Yes, You Can Walk Away from Your Mortgage

I’ve made this point before–if your mortgage is underwater, you should consider a ‘strategic default’ (which is what it would be called if you were a business), and, unless you were speculating, it’s not unethical to do so. First, you didn’t force the lender to give you the money (and to the extent that there was fraud, it was usually the lender who enabled it–ninja loans, for instance). Second, since housing loans are traded as commodities, there is no community bond: you’re not hurting the ability of a local bank to make loans to your community (or driving up the borrowing costs of your neighbors).

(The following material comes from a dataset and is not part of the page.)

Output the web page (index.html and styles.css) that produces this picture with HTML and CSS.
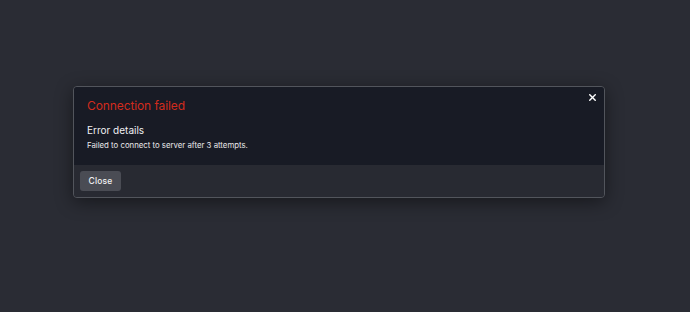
FILE: index.html
```html
<!DOCTYPE html>
<html>
<head>
<meta charset="utf-8">
<link rel="stylesheet" href="styles.css">
</head>
<body>
<div class="page">
  <div class="dialog">
    <div class="dialog-body">
      <button class="dismiss" aria-label="Close">
        <svg width="7" height="7" viewBox="0 0 7 7"><path d="M0.8 0.8L6.2 6.2M6.2 0.8L0.8 6.2" stroke="#fff" stroke-width="1.4" stroke-linecap="square"/></svg>
      </button>
      <div class="title">Connection failed</div>
      <div class="subtitle">Error details</div>
      <div class="message">Failed to connect to server after 3 attempts.</div>
    </div>
    <div class="dialog-footer">
      <button class="btn">Close</button>
    </div>
  </div>
</div>
</body>
</html>
```

FILE: styles.css
```css
html, body {
  margin: 0;
  height: 100%;
  background: #2a2c34;
  font-family: "Inter", "Noto Sans", sans-serif;
}
.page {
  padding: 86px 0 0 73px;
}
.dialog {
  width: 530px;
  border: 1px solid #52555c;
  border-radius: 4px;
  overflow: hidden;
  box-shadow: 0 4px 18px rgba(0,0,0,0.45);
}
.dialog-body {
  position: relative;
  background: #181b25;
  padding: 11px 13px 13px 13px;
  height: 54px;
}
.dismiss {
  position: absolute;
  top: 5px;
  right: 6px;
  width: 11px;
  height: 11px;
  padding: 0;
  border: 0;
  background: none;
  display: flex;
  align-items: center;
  justify-content: center;
}
.title {
  color: #d22b1d;
  font-size: 12px;
  line-height: 16px;
  letter-spacing: -0.1px;
}
.subtitle {
  margin-top: 10px;
  color: #f1f1f3;
  font-size: 10px;
  line-height: 13px;
}
.message {
  margin-top: 3px;
  color: #e8e8ea;
  font-size: 7.8px;
  line-height: 11px;
}
.dialog-footer {
  background: #282a32;
  padding: 6px 6px 6px 6px;
}
.btn {
  display: block;
  background: #4a4c54;
  color: #f0f0f2;
  border: 0;
  border-radius: 3px;
  font-family: inherit;
  font-size: 8.5px;
  font-weight: 500;
  width: 41px;
  height: 20px;
  padding: 0;
  letter-spacing: 0.2px;
}
```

In today’s NY Times Magazine, Roger Lowenstein makes a similar argument:

There are two reasons why so-called strategic defaults have been considered antisocial and perhaps amoral. One is that foreclosures depress the neighborhood and drive down prices. But in a market society, since when are people responsible for the economic effects of their actions? Every oil speculator helps to drive up gasoline prices. Every hedge fund that speculated against a bank by purchasing credit-default swaps on its bonds signaled skepticism about the bank’s creditworthiness and helped to make it more costly for the bank to borrow, and thus to issue loans. We are all economic pinballs, insensibly colliding for better or worse.

The other reason is that default (supposedly) debases the character of the borrower. Once, perhaps, when bankers held onto mortgages for 30 years, they occupied a moral high ground. These days, lenders typically unload mortgages within days (or minutes). And not just in mortgage finance, but in virtually every realm of our transaction-obsessed society, the message is that enduring relationships count for less than the value put on assets for sale.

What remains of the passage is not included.